[MPlayer-dev-eng] New opensourced video codec NODAEMON

Roberto Ragusa mail at robertoragusa.it
Sun Jul 25 22:45:30 CEST 2004


On Thu, 22 Jul 2004 22:06:33 +0900
Attila Kinali <attila at kinali.ch> wrote:

> On Tue, May 11, 2004 at 02:57:16PM +0200, Tomas Mraz wrote:
> > http://sourceforge.net/projects/dirac
> Has someone had a look at this ?

It's a work in progress.
At the moment the quality is good (similar to divx, I'd say), but
the speed is very low because the algorithm is complex and the code
not optimized (less than 1fps in my tests).
Very promising, nonetheless.
In a few words: divx is motion compensation+DCT, dirac is
motion compensation+wavelet (a better motion compensation, indeed).

> And while we are at this, does someone know a good
> (meaning easy to understand but complete) introduction to
> wavelet based auido/video coding ?

I've some experience on the matter.
What I've found is that the wavelet theory can be approached
either in a purely mathematical style (talking about "mother wavelet"
and "infinite series") or in a digital signal processing style
(talking about "filters" and "resampling").

More documentation can be found on the first approach, but the
second approach is IMNSHO easier to understand for people with
a dsp background (that is, with knowledge on band-limited signals,
sampling, filters, frequency domain).

I don't have a link to a good introduction, but the idea is extremely
simple.

1) Consider a sampled monodimensional signal (e.g. audio); you have
N numbers.

2) Apply a low pass filter (let's call it L1) and a high pass filter (H1);
you have two sequences of N numbers.

3) As these two sequences are oversampled, discard every second sample;
you have two sequences of N/2 numbers (so N numbers again, overall).

Now the important part: the two sequences of N/2 numbers are equivalent
to the original sequence, because you can:

4) Oversample them inserting a zero after each of the samples;
you have two sequences of N numbers.

5) Apply a low pass filter (L2) to the first one, a high pass filter (H2)
to the second one; you have two sequences of N numbers.

6) Add the two sequences; you have N numbers.

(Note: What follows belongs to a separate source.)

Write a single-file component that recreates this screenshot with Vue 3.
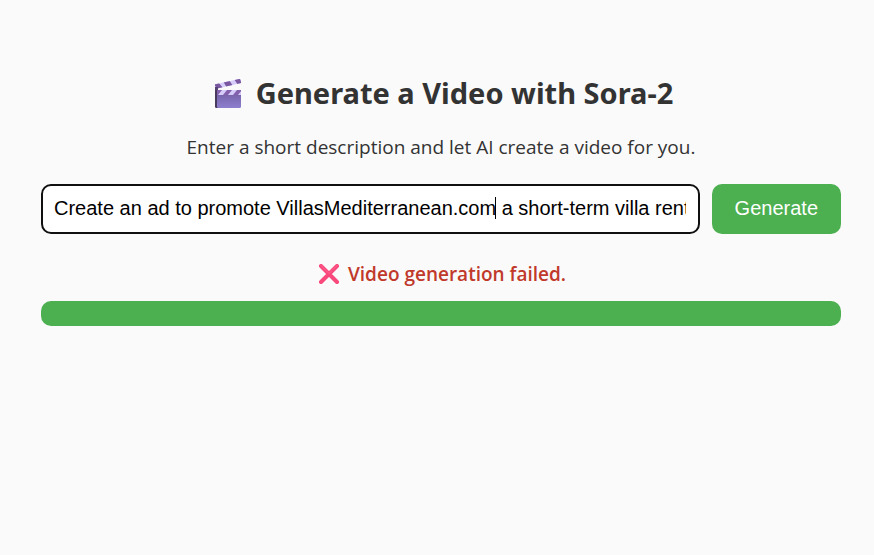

The final result is identical to the original sequence if some conditions
are met by L1, H1, L2, H2 (this is were some reasoning in frequency domain
is necessary).

Step 1-3 are a wavelet transform, step 4-6 are an inverse wavelet transform.

But why is this useful for compression? Because:
a) the two N/2 sequences have different statistics (so custom entropy
coders can take advantage of that)
b) the first one is an approximation of the signal, while the second one
contains the extra details; you can heavily quantize the second without
much degradation

You usually apply the transformation again to the first N/2 sequence,
obtaining two N/4 sequences. So you have (N/4+N/4)+N/2 samples (brutal
approximation, big details, small details), and so on.

Example: we will use x0+x1 as low pass filter and x0-x1 as high pass filter.
A sequence of eight numbers:
  s= a b c d e f g h (8 samples)
After ome step of transformation:
  sl= a+b c+d e+f g+h (4 samples)
  sh= a-b c-d e-f g-h (4 samples)
After a second step transform:
  sll= a+b+c+d e+f+g+h (2 samples)
  slh= a+b-c-d e+f-g-h (2 samples)
  sh= a-b c-d e-f g-h (4 samples)
It is not difficult to understand that you can reverse
the calculation and find s.

This has been a very crude simplification, in real world we have
to consider that:

- the lenght of the filters is greater than 2 and the filters are
accurately designed
- for bidimension signals (images) you split a N*N into four N/2*N/2
(approximation, horizontal detail, vertical detail, diagonal detail);
this is usually done by filtering along x and then along y
- the number of steps can be higher (you could reduce the first
sequence to one sample only, if you want)
- you have to be careful when working near the edges because
longer filters may need samples number -1, -2 or N+1, N+2..., which
you don't have

The detail extraction strategy works very well on pictures, because
all smooth areas have almost zero details.

In conclusion you split the signal into particular sub bands and
quantize/encode each of them at your desire.
The real power of the wavelet approach is that you don't have
to choose a fixed number upon everything depends (such as size of
DCT blocks) and that you have no blocking artifacts at all.
The first thing means that you have no intrinsic limit in your
compression factor (a 8x8 DCT approach has a sort of 64:1 limit).
The second thing means that heavy compression just blurs the image
(DCT needs postprocessing to smooth block edges).

The whole process is a sort of DCT with adaptive block size
(e.g. 64x64 on the sky, 2x2 on the grass) and with partially
overlapped blocks.

I hope this tutorial was simple enough.